The United States District Court in Arkansas determined it lacked jurisdiction to settle a dispute between siblings regarding the payment of $2 million in estate taxes on their mother’s estate in the case of Manley v. Devazier, 115 AFTR 2d ¶2015-712.
In this the sister and brother were involved in the battle regarding payment of estate taxes related to life insurance. Ms. Manley was appointed as executrix of her mother’s estate and is facing a tax bill of over $2 million. Her brother, Mr. Devazier, was the trustee of their mother’s trust and, as trustee of the trust, received life insurance proceeds as an asset of the trust.
Ms. Manley requested that Mr. Devazier disburse funds from the trust to pay the $2 million in estate taxes that will be due on the insurance—a request Mr. Devazier refused to honor. Ms. Manley brought suit in federal court to attempt to get her brother to, in her words, “do the right thing” and provide the funds to pay the estate taxes which are due in a few weeks.
The Court determined that Ms. Manley was asking the wrong party at this point. The Court notes that the Internal Revenue Code creates no claim for the estate until the taxes are paid. IRC §2206 provides:
Unless the decedent directs otherwise in his will, if any part of the gross estate on which tax has been paid consists of proceeds of policies of insurance on the life of the decedent receivable by a beneficiary other than the executor, the executor shall be entitled to recover from such beneficiary such portion of the total tax paid as the proceeds of such policies bear to the taxable estate.

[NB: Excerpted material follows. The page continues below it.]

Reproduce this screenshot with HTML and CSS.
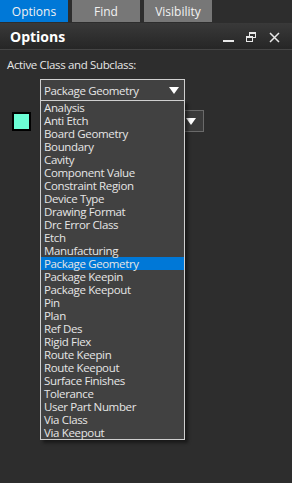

Similar problems exist under similar recovery provisions in IRC §§2207 and 2207B.
Noting that all parties are residents of the state of Arkansas, the Court finds that it is not appropriate (at least until the tax is paid) for the federal courts to intervene. The Court held that:
At bottom, Manley and DeVazier have fallen out about the proper administration of their mother's life insurance trust. Resolving that dispute in federal court, in the absence of diverse parties, would deprive Arkansas's courts of their properly preeminent role in this matter involving a fiduciary, a trust, and trust property.